Tal Blau, Brit Youngmann, Anna Fariha, Yuval Moskovitch
TL;DR
ExDis formalizes and solves the problem of automatically discovering causal explanations for disparities between two groups by identifying subpopulations where disparities are pronounced and uncovering causal factors that differentially affect the groups within those subpopulations. The framework combines Apriori-based subpopulation mining, a CauSumX-inspired treatment-mining step, and a diversity-aware greedy search, all while enforcing coverage and non-redundancy. Empirical results on Stack Overflow, ACS, and MEPS show ExDis produces higher-quality, locally informative explanations and scales to large, high-dimensional data, outperforming global or fixed-treatment baselines. The work demonstrates practical value for bias debugging and policy-making, while acknowledging limitations and outlining directions for extension to multi-relational data and multi-group disparities.
Abstract
During data analysis, we are often perplexed by certain disparities observed between two groups of interest within a dataset. To better understand an observed disparity, we need explanations that can pinpoint the data regions where the disparity is most pronounced, along with its causes, i.e., factors that alleviate or exacerbate the disparity. This task is complex and tedious, particularly for large and high-dimensional datasets, demanding an automatic system for discovering explanations (data regions and causes) of an observed disparity. It is critical that explanations for disparities are not only interpretable but also actionable-enabling users to make informed, data-driven decisions. This requires explanations to go beyond surface-level correlations and instead capture causal relationships.
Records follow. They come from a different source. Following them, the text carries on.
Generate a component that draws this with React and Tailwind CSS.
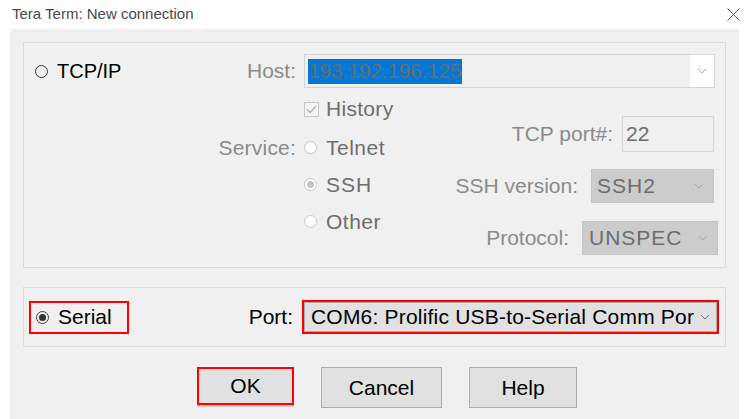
import React from "react";

const Chevron = ({ color = "#8f8f8f" }) => (
  <svg width="10" height="6" viewBox="0 0 10 6" fill="none">
    <path d="M1 1 L5 5 L9 1" stroke={color} strokeWidth="1" />
  </svg>
);

const Radio = ({ dark = false, dot = null }) => (
  <span
    className={
      "flex h-[13px] w-[13px] shrink-0 items-center justify-center rounded-full border " +
      (dark ? "border-[#3c3c3c] bg-[#f0f0f0]" : "border-[#c6c6c6] bg-white")
    }
  >
    {dot && <span className="h-[7px] w-[7px] rounded-full" style={{ background: dot }} />}
  </span>
);

const App = () => {
  return (
    <div
      className="flex h-[419px] w-[752px] flex-col overflow-hidden bg-white"
      style={{ fontFamily: '"Liberation Sans", Arial, sans-serif' }}
    >
      {/* title bar */}
      <div className="flex h-[29px] shrink-0 items-center justify-between pl-[12px] pr-[12px]">
        <span className="text-[15px] text-[#4a4a4a]">Tera Term: New connection</span>
        <svg width="13" height="13" viewBox="0 0 13 13">
          <path d="M0.5 0.5 L12.5 12.5 M12.5 0.5 L0.5 12.5" stroke="#555" strokeWidth="1" />
        </svg>
      </div>

      <div className="ml-[10px] mr-[13px] flex flex-1 flex-col bg-[#f0f0f0] pl-[13px] pt-[13px]">
        {/* TCP/IP group */}
        <div className="flex h-[226px] w-[703px] flex-col border border-[#dadada]">
          <div className="mt-[11px] flex h-[34px] items-center">
            <div className="flex w-[272px] items-center justify-between pl-[11px]">
              <span className="flex items-center gap-[9px] text-[20px] text-black">
                <Radio dark />
                TCP/IP
              </span>
              <span className="text-[21px] text-[#8b8b8b]">Host:</span>
            </div>
            <div className="ml-[8px] flex h-[34px] w-[411px] items-center border border-[#d4d4d4] bg-[#f0f0f0]">
              <span className="ml-[3px] flex h-[25px] items-center bg-[#0078d7] pr-[1px] text-[21px] tracking-[-0.3px] text-[#6d6d6d]">
                193.192.196.125
              </span>
              <div className="ml-auto flex h-full w-[24px] items-center justify-center bg-white">
                <Chevron color="#a8a8a8" />
              </div>
            </div>
          </div>

          <div className="mt-[13px] flex h-[16px] items-center pl-[280px]">
            <span className="flex h-[15px] w-[15px] items-center justify-center border border-[#c6c6c6] bg-[#f4f4f4]">
              <svg width="11" height="9" viewBox="0 0 11 9" fill="none">
                <path d="M1 4.5 L4 7.5 L10 1" stroke="#b4b4b4" strokeWidth="1.3" />
              </svg>
            </span>
            <span className="ml-[7px] text-[21px] tracking-[0.3px] text-[#6d6d6d]">History</span>
          </div>

          <div className="flex">
            <div className="flex flex-col gap-[16px] pt-[20px]">
              <div className="flex h-[21px] items-center">
                <span className="w-[272px] text-right text-[21px] tracking-[0.2px] text-[#8b8b8b]">Service:</span>
                <span className="ml-[8px]">
                  <Radio />
                </span>
                <span className="ml-[9px] text-[21px] tracking-[0.5px] text-[#6d6d6d]">Telnet</span>
              </div>
              <div className="flex h-[21px] items-center pl-[280px]">
                <Radio dot="#c4c4c4" />
                <span className="ml-[9px] tracking-[1px] text-[21px] text-[#6d6d6d]">SSH</span>
              </div>
              <div className="flex h-[21px] items-center pl-[280px]">
                <Radio />
                <span className="ml-[9px] text-[21px] tracking-[0.5px] text-[#6d6d6d]">Other</span>
              </div>
            </div>

            <div className="flex flex-1 flex-col items-end pr-[7px]">
              <div className="-mt-[1px] mr-[4px] flex items-center">
                <span className="text-[21px] text-[#8b8b8b]">TCP port#:</span>
                <div className="ml-[9px] flex h-[36px] w-[92px] items-center border border-[#d4d4d4] pl-[3px] text-[21px] text-[#6d6d6d]">
                  22
                </div>
              </div>
              <div className="mr-[4px] mt-[17px] flex items-center">
                <span className="text-[21px] text-[#8b8b8b]">SSH version:</span>
                <div className="ml-[13px] flex h-[34px] w-[123px] items-center justify-between border border-[#c4c4c4] bg-[#cccccc] pl-[5px] pr-[9px]">
                  <span className="tracking-[1px] text-[21px] text-[#6d6d6d]">SSH2</span>
                  <Chevron color="#a8a8a8" />
                </div>
              </div>
              <div className="mt-[18px] flex items-center">
                <span className="text-[21px] text-[#8b8b8b]">Protocol:</span>
                <div className="ml-[13px] flex h-[34px] w-[136px] items-center justify-between border border-[#c4c4c4] bg-[#cccccc] pl-[6px] pr-[9px]">
                  <span className="tracking-[1px] text-[21px] text-[#6d6d6d]">UNSPEC</span>
                  <Chevron color="#a8a8a8" />
                </div>
              </div>
            </div>
          </div>
        </div>

        {/* Serial group */}
        <div className="mt-[19px] flex h-[60px] w-[703px] items-center border border-[#dadada]">
          <div className="ml-[5px] flex h-[33px] w-[100px] items-center border-2 border-[#ff0000] pl-[5px]">
            <Radio dark dot="#333333" />
            <span className="ml-[9px] text-[21px] text-black">Serial</span>
          </div>
          <span className="ml-auto text-[21px] text-black">Port:</span>
          <div className="ml-[9px] mr-[6px] flex h-[34px] w-[417px] items-center border-2 border-[#ff0000]">
            <div className="flex h-full flex-1 items-center justify-between border border-[#adadad] bg-[#e1e1e1] pl-[6px] pr-[6px]">
              <span className="whitespace-nowrap text-[21px] tracking-[0.2px] text-black">COM6: Prolific USB-to-Serial Comm Por</span>
              <Chevron color="#777" />
            </div>
          </div>
        </div>

        {/* buttons */}
        <div className="mt-[20px] flex items-start pl-[174px]">
          <button className="flex h-[38px] w-[97px] items-center justify-center border-2 border-[#ff0000] bg-[#e1e1e1] text-[21px] text-black shadow-[0_2px_0_#c8c8c8]">
            OK
          </button>
          <button className="ml-[27px] flex h-[41px] w-[121px] items-center justify-center border border-[#adadad] bg-[#e1e1e1] text-[21px] text-black">
            Cancel
          </button>
          <button className="ml-[27px] flex h-[41px] w-[108px] items-center justify-center border border-[#adadad] bg-[#e1e1e1] text-[21px] text-black">
            Help
          </button>
        </div>
      </div>
    </div>
  );
};

export default App;
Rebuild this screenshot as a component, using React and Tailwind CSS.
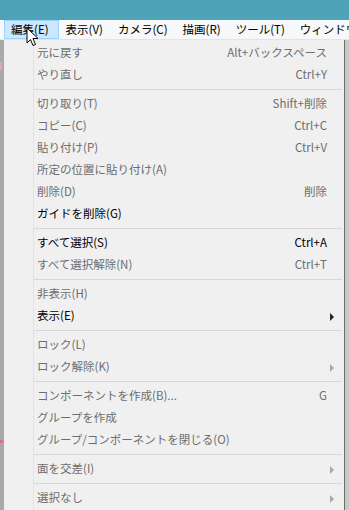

We introduce ExDis, a framework for discovering causal Explanations for Disparities between two groups of interest. ExDis identifies data regions (subpopulations) where disparities are most pronounced (or reversed), and associates specific factors that causally contribute to the disparity within each identified data region. We formally define the ExDis framework and the associated optimization problem, analyze its complexity, and develop an efficient algorithm to solve the problem. Through extensive experiments over three real-world datasets, we demonstrate that ExDis generates meaningful causal explanations, outperforms prior methods, and scales effectively to handle large, high-dimensional datasets.